Bark usually wholly smooth, grey, grey-brown, rusty brown and greenish grey, ribbons sometimes present, rarely with a persistent fibrous thin grey-brown basal stocking for ca 0.5 m of trunks on older plants.
Branchlets lacking oil glands in the pith.
Juvenile growth (coppice or field seedlings to 50 cm): stems rounded in cross-section; juvenile leaves opposite for 1 or 2 nodes then becoming alternate but may revert to opposite for a few nodes, oblong, 6.5–9.5 cm long, 1.2–1.5 cm wide, apex rounded-apiculate to acute, dull, blue-green.
Adult leaves held erect, alternate, petioles 0.4–0.8(1.1) cm long; blade narrowly oblong-elliptic, 4–8.5 cm long, 0.8–1.5 cm wide, base tapering to petiole, margin entire, apex rounded and apiculate to pointed, concolorous, dull bluish green at first but maturing glossy green inside crown, side-veins greater than 45° to midrib, reticulation moderate to dense, intramarginal vein close to or remote from margin, oil glands numerous, mostly intersectional, ± round.
Inflorescence axillary, single, peduncles 0.2–0.5 cm long, buds 7, 9 or 11, shortly pedicellate (pedicels 0.1–0.3 cm long). Mature buds ovoid (egg-in-eggcup) with hypanthium widest below join with operculum, 0.6 cm long, 0.45–0.5 cm wide, scar present, operculum usually rounded, stamens inflexed, anthers oblong to reniform, versatile, dorsifixed, dehiscing by short lateral slits, style long, straight, stigma blunt to rounded, locules 3, the placentae each with 4 vertical rows of ovules. Flowers white.
Fruit sessile or shortly pedicellate (0–0.2 cm long), flattened-globose to obconical and swollen, 0.4–0.5 cm wide, 0.6–0.8 cm wide, disc level, valves 3, near rim level.
Seeds brown, 1.0–2.5 mm long, flattened-ovoid, dorsal surface ± smooth, sometimes furrowed, hilum ventral.

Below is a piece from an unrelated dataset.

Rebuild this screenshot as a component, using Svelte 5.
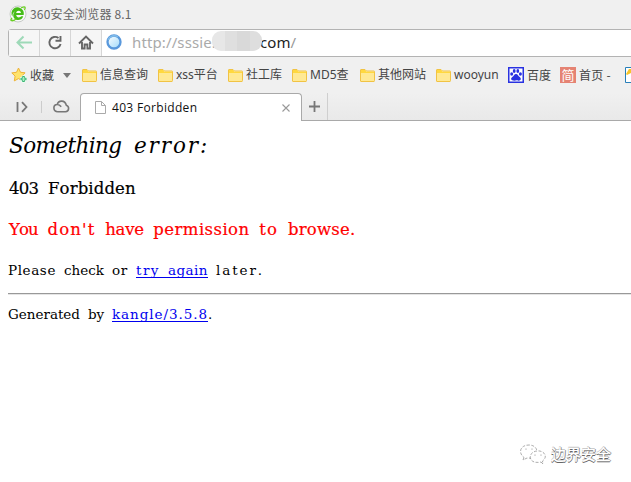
<script>
  const bookmarks = [
    { label: '信息查询', width: 76 },
    { label: 'xss平台', width: 70 },
    { label: '社工库', width: 64 },
    { label: 'MD5查', width: 68 },
    { label: '其他网站', width: 76 },
    { label: 'wooyun', width: 72 }
  ];

  function grid(node, cell) {
    const count = node.textContent.length;
    const natural = node.getBoundingClientRect().width;
    node.style.letterSpacing = `${cell - natural / count}px`;
  }
</script>

{#snippet words(text, cell)}{#each text.split(/( )/).filter(Boolean) as part}<span class="word" use:grid={cell}>{part}</span>{/each}{/snippet}

<div class="window">
  <header>
    <div class="title">
      <svg width="18" height="18" viewBox="0 0 18 18">
        <circle cx="9" cy="9" r="8" fill="#f8f9f8" stroke="#c8cbc8" />
        <path d="M3.5 11.6A6 6 0 0 1 13 4.3c1.8 1.4 2 3.6 1.7 5.8H7.2c.3 3.2 4.2 2.6 5 1.2h2.1c-1.6 4.8-7.5 4.8-9.5 1.5C3.8 11.2 4 8 6.2 6.3 4 7.7 3.3 9.3 3.5 11.6Z" fill="#46bd18" />
        <path d="M7.1 8.1h4.8C11.8 5 7.7 5 7.1 8.1Z" fill="#fff" />
        <path d="M3 13C-.1 16.5 4 16.4 7 14M12 3c4-2 5-1 3.4 2" fill="none" stroke="#68ce22" stroke-width="1.3" />
      </svg>
      <span>360安全浏览器 8.1</span>
    </div>

    <nav>
      <button aria-label="后退">
        <svg width="30" height="26" viewBox="0 0 30 26"><path d="M23 12.5H9M14.5 6.5 8.5 12.5l6 6" fill="none" stroke="#9ed9b8" stroke-width="2" /></svg>
      </button>
      <button aria-label="刷新">
        <svg width="30" height="26" viewBox="0 0 30 26"><path d="M18.5 8A5.7 5.7 0 1 0 20.6 14M20.5 6v4.7h-5" fill="none" stroke="#666" stroke-width="1.9" /></svg>
      </button>
      <button aria-label="主页">
        <svg width="30" height="26" viewBox="0 0 30 26"><path d="m8 13.5 7-7 7 7M11 12v6.5h2.6v-4h2.8v4H19V12" fill="none" stroke="#666" stroke-width="1.9" /></svg>
      </button>
      <div class="address">
        <svg width="16" height="16" viewBox="0 0 16 16">
          <defs><linearGradient id="globe" x2="1" y2="1"><stop stop-color="#fff" /><stop offset="1" stop-color="#9dd9fb" /></linearGradient></defs>
          <circle cx="8" cy="8" r="6.5" fill="url(#globe)" stroke="#5998dc" stroke-width="2.3" />
          <path d="M2 6a6.5 6.5 0 0 1 10-3" fill="none" stroke="#80bdea" stroke-width="1.4" />
        </svg>
        <span class="host">http://sssie.</span>
        <span class="mask"><i></i><i></i><i></i><i></i></span>
        <span class="domain">com<span>/</span></span>
      </div>
    </nav>

    <div class="bookmarks">
      <div class="favorite">
        <svg width="17" height="16" viewBox="0 0 17 16">
          <path d="m7.5 1 2 4.3 4.6.5-3.4 3.3.9 4.8-4.1-2.3-4.2 2.3.8-4.8L.8 5.9l4.7-.6Z" fill="#ffe36b" stroke="#eeb338" stroke-linejoin="round" />
          <path d="M12.5 8.5v7M9 12h7" stroke="#f0fff4" stroke-width="4" /><path d="M12.5 9v6M9.5 12h6" stroke="#37b471" stroke-width="2.5" /><path d="M12.5 10v4M10.5 12h4" stroke="#a9edc4" />
        </svg>
        <span>收藏</span>
        <svg class="caret" width="8" height="5" viewBox="0 0 8 5"><path d="M0 0h8L4 5Z" fill="#777" /></svg>
      </div>
      {#each bookmarks as bookmark}
        <div class="bookmark folder" style="width: {bookmark.width}px">
          <svg width="15" height="13" viewBox="0 0 15 13"><path d="M.5 1q0-.5.5-.5h4L6.5 2H14q.5 0 .5.5v9q0 1-.5 1H1q-.5 0-.5-.5Z" fill="#ffe994" stroke="#f1c344" /><path d="M1 1h4l1.5 2H14v1H1Z" fill="#ffd83f" /></svg>
          <span>{bookmark.label}</span>
        </div>
      {/each}
      <div class="bookmark baidu">
        <svg width="16" height="16" viewBox="0 0 16 16"><path d="M0 0h16v16H0Z" fill="#2932e1" /><path d="M1.5 1.5h13v13h-13Z" fill="#fff" /><g fill="#2932e1"><ellipse cx="3.7" cy="7" rx="1.5" ry="1.8" /><ellipse cx="6.2" cy="4" rx="1.4" ry="1.9" /><ellipse cx="9.8" cy="4" rx="1.4" ry="1.9" /><ellipse cx="12.4" cy="7" rx="1.5" ry="1.8" /><path d="M8 7c2 0 2 2 4 3.3 2 2 0 4-2 3.2-2-.6-3 .5-5 0-2-.4-2.6-2-1-3.3C6 9 6 7 8 7Z" /></g></svg>
        <span>百度</span>
      </div>
      <div class="bookmark home"><b>简</b><span>首页 -</span></div>
      <svg class="edge" width="6" height="16" viewBox="0 0 6 16"><path d="M6 .5H.5v15H6" fill="#fff" stroke="#287fb9" /><path d="M1 7 4 2h2v4L2 8Z" fill="#f6c52a" /></svg>
    </div>

    <div class="tabs">
      <div class="tools">
        <svg width="13" height="12" viewBox="0 0 13 12"><path d="M1.5 1v10M6 1.2 10.5 6 6 10.8" fill="none" stroke="#777" stroke-width="1.8" /></svg>
        <i></i>
        <svg width="17" height="13" viewBox="0 0 17 13"><path d="M4.2 11.8h8.3a3.4 3.4 0 0 0 .8-6.6C12-.2 5.5-.1 4.2 4.5-.1 4.5-.3 11 4.2 11.8M4.2 4.5c2 0 3 .8 4 2.2" fill="none" stroke="#777" stroke-width="1.6" /></svg>
      </div>
      <div class="tab">
        <svg width="11" height="13" viewBox="0 0 11 13"><path d="M.5.5h6l4 4v8H.5ZM6.5.5v4h4" fill="#fff" stroke="#aaa" /></svg>
        <span>403 Forbidden</span>
        <svg class="close" width="8" height="8" viewBox="0 0 8 8"><path d="m.5.5 7 7m0-7-7 7" stroke="#999" stroke-width="1.1" /></svg>
      </div>
      <div class="add"><svg width="11" height="11" viewBox="0 0 11 11"><path d="M5.5 0v11M0 5.5h11" stroke="#777" stroke-width="1.8" /></svg></div>
    </div>
  </header>

  <main>
    <h1>{@render words('Something error:', 12.5)}</h1>
    <h2>{@render words('403 Forbidden', 9.75)}</h2>
    <h2 class="warning">{@render words("You don't have permission to browse.", 9.62)}</h2>
    <p>{@render words('Please check or ', 8)}<a href="#again">{@render words('try again', 8)}</a>{@render words(' later.', 8)}</p>
    <hr />
    <p class="generated">{@render words('Generated by ', 8)}<a href="#kangle">{@render words('kangle/3.5.8', 8)}</a>{@render words('.', 8)}</p>
  </main>

  <footer>
    <svg width="27" height="21" viewBox="0 0 27 21">
      <g fill="#fff" stroke="#888" stroke-width=".7" stroke-dasharray="3 1.5"><path d="M4 13.5 3 16l4-2c13 2 13-13 2-13C0 1-2 9 4 13.5Z" /><path d="m21 18 2 2-.5-3C29 12 23 6 17 7c-10 1-9 14 4 11Z" /></g><g fill="#888"><circle cx="6" cy="5" r=".6" /><circle cx="12" cy="5" r=".6" /><circle cx="15" cy="11" r=".6" /><circle cx="21" cy="11" r=".6" /></g>
    </svg>
    <span>边界安全</span>
  </footer>
</div>

<style>
  :global(body) { margin: 0; overflow: hidden; }
  * { box-sizing: border-box; }
  .window { width: 631px; height: 482px; overflow: hidden; display: flex; flex-direction: column; background: #fff; font-family: "Noto Sans", "Noto Sans CJK SC", sans-serif; }
  svg { flex: none; display: block; }
  header { height: 121px; flex: none; background: #f0f0f0; color: #444; font-size: 12px; white-space: nowrap; }
  .title { height: 28px; padding-left: 9px; display: flex; align-items: center; gap: 3px; color: #666; font-size: 12px; }
  .title span { padding-bottom: 1px; font-family: "Noto Sans CJK SC", sans-serif; letter-spacing: .2px; }
  nav { height: 28px; width: 640px; margin: 1px 0 0 8px; display: flex; border: 1px solid #b3b3b3; border-radius: 3px; background: #fff; }
  button { width: 31px; height: 26px; flex: none; padding: 0; border: 0; border-right: 1px solid #d6d6d6; background: #f6f6f6; }
  .address { display: flex; align-items: center; padding-left: 4px; font-family: "Noto Sans", sans-serif; font-size: 15px; color: #aaa; }
  .address > svg { margin-bottom: 2px; }
  .host { width: 83px; margin-left: 10px; padding-bottom: 2px; letter-spacing: .12px; }
  .mask { width: 50px; height: 20px; margin-left: -3px; margin-top: -4px; display: flex; overflow: hidden; border-radius: 9px; z-index: 1; }
  .mask i { flex: 1; background: #e7e7e7; }
  .mask i:nth-child(2) { background: #dfdfdf; }
  .mask i:nth-child(3) { background: #d9d9d9; }
  .mask i:nth-child(4) { background: #dedede; }
  .domain { margin-left: -2px; padding-bottom: 2px; color: #222; letter-spacing: .1px; }
  .domain span { color: #999; }
  .bookmarks { height: 36px; display: flex; align-items: center; padding-left: 11px; font-family: "Noto Sans CJK SC", sans-serif; }
  .bookmarks span { padding-bottom: 2px; }
  .favorite { width: 71px; flex: none; display: flex; align-items: center; gap: 2px; }
  .caret { margin-left: 7px; }
  .bookmark { flex: none; display: flex; align-items: center; gap: 3px; }
  .folder { font-family: "Noto Sans", "Noto Sans CJK SC", sans-serif; }
  .baidu { width: 52px; }
  .home { width: 65px; gap: 3px; letter-spacing: .3px; }
  b { width: 16px; height: 16px; background: #e58373; color: #fff; font-size: 13px; font-weight: 400; line-height: 16px; text-align: center; letter-spacing: 0; }
  .tabs { height: 28px; display: flex; background: linear-gradient(#f0f0f0, #e9e9e9); border-bottom: 1px solid #a9a9a9; }
  .tools { width: 80px; display: flex; align-items: center; padding-left: 16px; }
  .tools i { width: 1px; height: 12px; margin: 0 11px 0 12px; background: #ccc; }
  .tab { width: 222px; height: 28px; display: flex; align-items: center; padding: 0 11px 0 14px; border: 1px solid #a9a9a9; border-bottom: 0; border-radius: 4px 4px 0 0; background: #fff; color: #111; }
  .tab span { margin-left: 6px; font-family: "Open Sans", sans-serif; font-size: 12px; letter-spacing: .32px; }
  .close { margin-left: auto; }
  .add { width: 26px; display: flex; align-items: center; justify-content: center; border-right: 1px solid #cfcfcf; }
  main { flex: none; padding: 10px 0 0 8px; color: #000; font-family: "DejaVu Serif", serif; white-space: nowrap; font-kerning: none; font-variant-ligatures: none; }
  .word { white-space: pre; }
  h1, h2, p { margin: 0; font-weight: 400; }
  h1 { padding-left: 1px; font-size: 21.5px; line-height: 30px; font-style: italic; }
  h2 { margin-top: 15px; padding-left: 1px; font-size: 16.5px; line-height: 26px; -webkit-text-stroke: .2px currentColor; }
  .warning { color: red; }
  p { margin: 17px 0 0; font-size: 13.5px; line-height: 20px; }
  a { color: #0000ee; text-decoration: underline; text-decoration-thickness: 1px; text-underline-offset: 2px; text-decoration-skip-ink: none; }
  hr { height: 2px; margin: 13px 0 0; border: 0; border-top: 1px solid #999; border-bottom: 1px solid #e5e5e5; }
  .generated { margin-top: 9px; }
  footer { margin: auto 0 17px 520px; display: flex; align-items: center; gap: 4px; color: #fff; font: 500 15px/22px "Noto Sans CJK SC", sans-serif; white-space: nowrap; text-shadow: 0 1px #666, 1px 0 #999, 0 -1px #ccc; }
</style>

Cultivated seedlings (measured at ca node 10): cotyledons Y-shaped (bisected); stems rounded in cross-section, slightly warty or smooth; leaves linear and sessile to sub-sessile for ca 3 nodes, opposite until ca node 5 or 6 then alternate, becoming shortly petiolate, lanceolate-elliptic, 3.5–6.5 cm long, 0.7–1.8 cm wide, dull grey-green.
Flowering Time

Flowering has been recorded in November.

Notes

A mallee endemic to Western Australia, found only in a small area between Esperance and Peak Charles. It has smooth bark and a dense crown of dull to glossy green erect leaves.

In the classification of Brooker (2000) Eucalyptus misella belongs in Eucalyptus subgenus Symphyomyrtus section Bisectae subsection Destitutae because buds have two opercula, cotyledons are Y-shaped and branchlets lack oil glands in the pith. Within this subsection E. misella is closely related to only three other species, viz. E. angustissima, E. quaerenda and E. foliosa, together forming series Angustissimae, characterised by the erect leaves, egg-in-eggcup buds and stamens with more or less reniform anthers. E. misella occurs away from salt lakes in heath vegetation on sand with gravel high in the profile, whilst E. foliosa, E. quaerenda and E. angustissima occur on white sands near salt lakes.

The four species are only weakly separated morphologically. Eucalyptus misella has wider adult leaves than E. angustissima and E. quaerenda but scarcely wider leaves than E. foliosa. The habitats of E. foliosa and E. misella differ as stated above.

Origin of Name
Eucalyptus misella: Latin misellus wretched, a probably unwarranted reference to its supposed low growth which can be to 4 m.